** MATERIAL SHOWN **

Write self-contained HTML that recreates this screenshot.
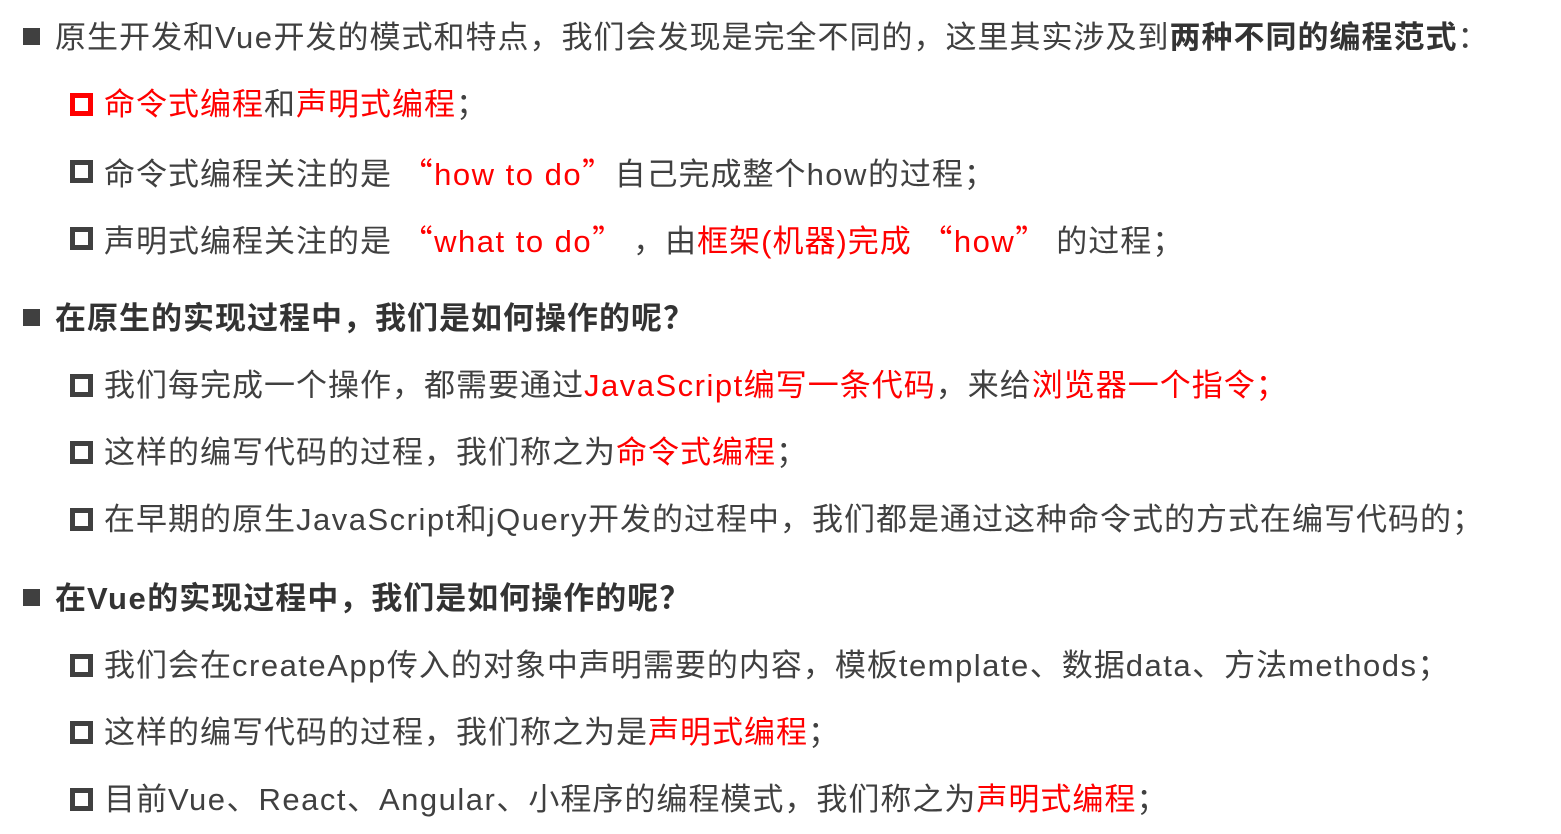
<!DOCTYPE html>
<html><head><meta charset="utf-8"><style>
body{margin:0;width:1561px;height:834px;background:#fff;position:relative;overflow:hidden;font-family:"Liberation Sans","Noto Sans CJK SC",sans-serif;color:#404040;font-size:31px;letter-spacing:1px;}
.l{position:absolute;white-space:nowrap;line-height:40px;}
.t{left:55px}
.s{left:104px}
.r{color:#f00}
.e{letter-spacing:1.5px}
.q{font-family:"Noto Sans CJK SC",sans-serif;}
b{font-weight:bold;color:#333}
.fb{position:absolute;left:23px;width:17px;height:17px;background:#404040}
.hb{position:absolute;left:70px;width:13px;height:13px;border:5px solid #404040}
.hb.red{border-color:#f00}
</style></head><body>
<div class="fb" style="top:28px"></div>
<div class="l t" style="top:18px">原生开发和<span class="e">Vue</span>开发的模式和特点，我们会发现是完全不同的，这里其实涉及到<b>两种不同的编程范式</b>：</div>
<div class="hb red" style="top:93px"></div>
<div class="l s" style="top:85px"><span class="r">命令式编程</span>和<span class="r">声明式编程</span>；</div>
<div class="hb" style="top:160px"></div>
<div class="l s" style="top:152px">命令式编程关注的是 <span class="r e"><span class="q"> “</span>how to do<span class="q">”</span></span>自己完成整个<span class="e">how</span>的过程；</div>
<div class="hb" style="top:227px"></div>
<div class="l s" style="top:219px">声明式编程关注的是 <span class="r e"><span class="q"> “</span>what to do<span class="q">” </span></span>，由<span class="r">框架(机器)完成</span> <span class="r e"><span class="q"> “</span>how<span class="q">” </span></span>的过程；</div>
<div class="fb" style="top:309px"></div>
<div class="l t" style="top:299px"><b>在原生的实现过程中，我们是如何操作的呢？</b></div>
<div class="hb" style="top:374px"></div>
<div class="l s" style="top:366px">我们每完成一个操作，都需要通过<span class="r"><span class="e">JavaScript</span>编写一条代码</span>，来给<span class="r">浏览器一个指令；</span></div>
<div class="hb" style="top:441px"></div>
<div class="l s" style="top:433px">这样的编写代码的过程，我们称之为<span class="r">命令式编程</span>；</div>
<div class="hb" style="top:508px"></div>
<div class="l s" style="top:500px">在早期的原生<span class="e">JavaScript</span>和<span class="e">jQuery</span>开发的过程中，我们都是通过这种命令式的方式在编写代码的；</div>
<div class="fb" style="top:589px"></div>
<div class="l t" style="top:579px"><b>在<span class="e">Vue</span>的实现过程中，我们是如何操作的呢？</b></div>
<div class="hb" style="top:654px"></div>
<div class="l s" style="top:646px">我们会在<span class="e">createApp</span>传入的对象中声明需要的内容，模板<span class="e">template</span>、数据<span class="e">data</span>、方法<span class="e">methods</span>；</div>
<div class="hb" style="top:721px"></div>
<div class="l s" style="top:713px">这样的编写代码的过程，我们称之为是<span class="r">声明式编程</span>；</div>
<div class="hb" style="top:788px"></div>
<div class="l s" style="top:780px">目前<span class="e">Vue</span>、<span class="e">React</span>、<span class="e">Angular</span>、小程序的编程模式，我们称之为<span class="r">声明式编程</span>；</div>
</body></html>
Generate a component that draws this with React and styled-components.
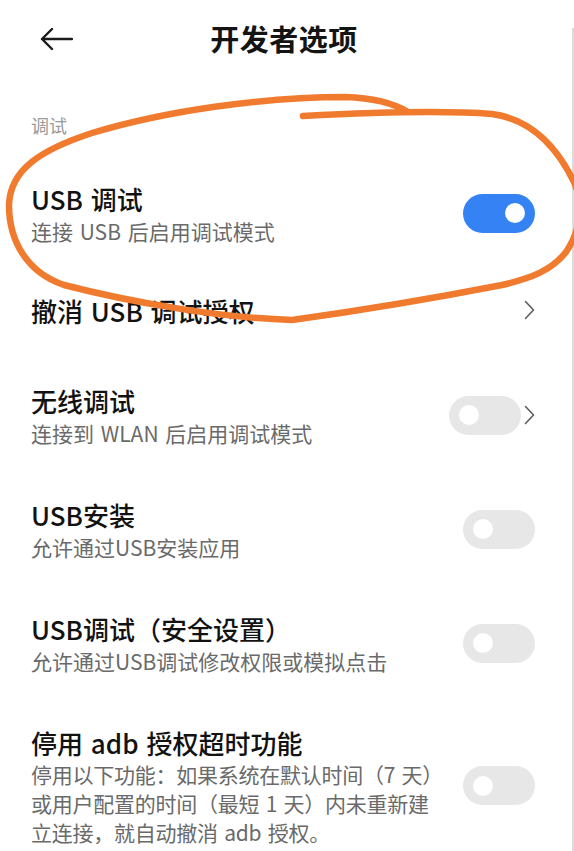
import React from 'react';
import styled, { createGlobalStyle } from 'styled-components';

const Global = createGlobalStyle`
  html, body { margin: 0; padding: 0; background: #ffffff; }
  body { font-family: "Noto Sans CJK SC", "Noto Sans", sans-serif; -webkit-font-smoothing: antialiased; }
  * { box-sizing: border-box; }
`;

const Page = styled.div`
  position: relative;
  width: 574px;
  height: 851px;
  overflow: hidden;
  background: #ffffff;
  color: #111111;
`;

const TopBar = styled.header`
  height: 76px;
  display: grid;
  grid-template-columns: 1fr auto 1fr;
  align-items: center;
  padding: 0 0 0 40px;
`;

const BackButton = styled.button`
  justify-self: start;
  display: flex;
  align-items: center;
  border: 0;
  background: none;
  padding: 0;
  margin-top: 2px;
  color: #1a1a1a;
`;

const Title = styled.h1`
  margin: 0 0 0 -46px;
  font-size: 29px;
  line-height: 40px;
  font-weight: 600;
  letter-spacing: 0.5px;
  color: #141414;
`;

const SectionHeader = styled.div`
  padding: 37px 31px 19px;
  font-size: 18px;
  line-height: 24px;
  color: #9a9a9a;
`;

const Row = styled.div`
  display: flex;
  align-items: center;
  gap: 12px;
  min-height: 88px;
  padding: ${(p) => (p.$single ? '20.5px 39px 28.5px 31px' : '24.5px 39px 24.5px 31px')};
`;

const Texts = styled.div`
  flex: 1;
  min-width: 0;
`;

const RowTitle = styled.div`
  font-size: 26px;
  line-height: 35px;
  font-weight: 500;
  word-spacing: 2px;
  color: #121212;
  white-space: nowrap;
`;

const RowSub = styled.div`
  font-size: 21px;
  line-height: ${(p) => (p.$multi ? '29px' : '30px')};
  letter-spacing: ${(p) => (p.$multi ? '-0.25px' : '0')};
  word-spacing: 2px;
  color: #6a6a6a;
  white-space: nowrap;
`;

const Controls = styled.div`
  display: flex;
  align-items: center;
  gap: 3px;
`;

const Toggle = styled.span`
  position: relative;
  display: block;
  width: 72px;
  height: 39px;
  border-radius: 20px;
  background: ${(p) => (p.$on ? '#3482f4' : '#e7e7e7')};
  &::after {
    content: '';
    position: absolute;
    top: 9.5px;
    ${(p) => (p.$on ? 'right: 10px;' : 'left: 10px;')}
    width: 20px;
    height: 20px;
    border-radius: 50%;
    background: #ffffff;
  }
`;

const EdgeLine = styled.div`
  position: absolute;
  top: 28px;
  right: 0;
  bottom: 0;
  width: 2px;
  background: #dcdcdc;
`;

const Annotation = styled.svg`
  position: absolute;
  left: 0;
  top: 0;
  width: 574px;
  height: 851px;
  pointer-events: none;
`;

const BackArrow = () => (
  <svg width="33" height="24" viewBox="0 0 33 24" fill="none">
    <path d="M2 12 H32 M12 2 L2 12 L12 22" stroke="currentColor" strokeWidth="2.4" strokeLinecap="round" strokeLinejoin="round" />
  </svg>
);

const Chevron = () => (
  <svg width="11" height="20" viewBox="0 0 11 20" fill="none">
    <path d="M1.5 1.5 L9.5 10 L1.5 18.5" stroke="#5e5e5e" strokeWidth="1.6" strokeLinecap="round" strokeLinejoin="round" />
  </svg>
);

const rows = [
  { title: 'USB 调试', sub: ['连接 USB 后启用调试模式'], toggle: true, on: true },
  { title: '撤消 USB 调试授权', sub: [], chevron: true },
  { title: '无线调试', sub: ['连接到 WLAN 后启用调试模式'], toggle: true, on: false, chevron: true },
  { title: 'USB安装', sub: ['允许通过USB安装应用'], toggle: true, on: false },
  { title: 'USB调试（安全设置）', sub: ['允许通过USB调试修改权限或模拟点击'], toggle: true, on: false },
  {
    title: '停用 adb 授权超时功能',
    sub: ['停用以下功能：如果系统在默认时间（7 天）', '或用户配置的时间（最短 1 天）内未重新建', '立连接，就自动撤消 adb 授权。'],
    toggle: true,
    on: false,
  },
];

export default function App() {
  return (
    <Page>
      <Global />
      <TopBar>
        <BackButton aria-label="返回">
          <BackArrow />
        </BackButton>
        <Title>开发者选项</Title>
        <span />
      </TopBar>
      <SectionHeader>调试</SectionHeader>
      {rows.map((r) => (
        <Row key={r.title} $single={r.sub.length === 0}>
          <Texts>
            <RowTitle>{r.title}</RowTitle>
            {r.sub.map((s) => (
              <RowSub key={s} $multi={r.sub.length > 1}>{s}</RowSub>
            ))}
          </Texts>
          <Controls>
            {r.toggle && <Toggle $on={r.on} />}
            {r.chevron && <Chevron />}
          </Controls>
        </Row>
      ))}
      <EdgeLine />
      <Annotation viewBox="0 0 574 851">
        <path
          d="M303 116 C 360 113, 440 110, 492 114 C 530 119, 556 145, 574 182 C 584 205, 580 232, 566 252 C 552 270, 532 278, 502 285 C 430 299, 350 312, 292 320 C 220 318, 130 302, 64 285 C 26 272, 9 240, 9 205 C 10 170, 40 150, 92 133 C 165 111, 262 97, 345 97 C 375 98, 395 104, 408 112"
          stroke="#f07b2f"
          strokeWidth="6.5"
          fill="none"
          strokeLinecap="round"
          strokeLinejoin="round"
        />
      </Annotation>
    </Page>
  );
}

** WHAT IS ASKED **
Lines containing the word "self" must all be returned from the material above.

** ANSWER TO THIS TASK **
Write self-contained HTML that recreates this screenshot.
  justify-self: start;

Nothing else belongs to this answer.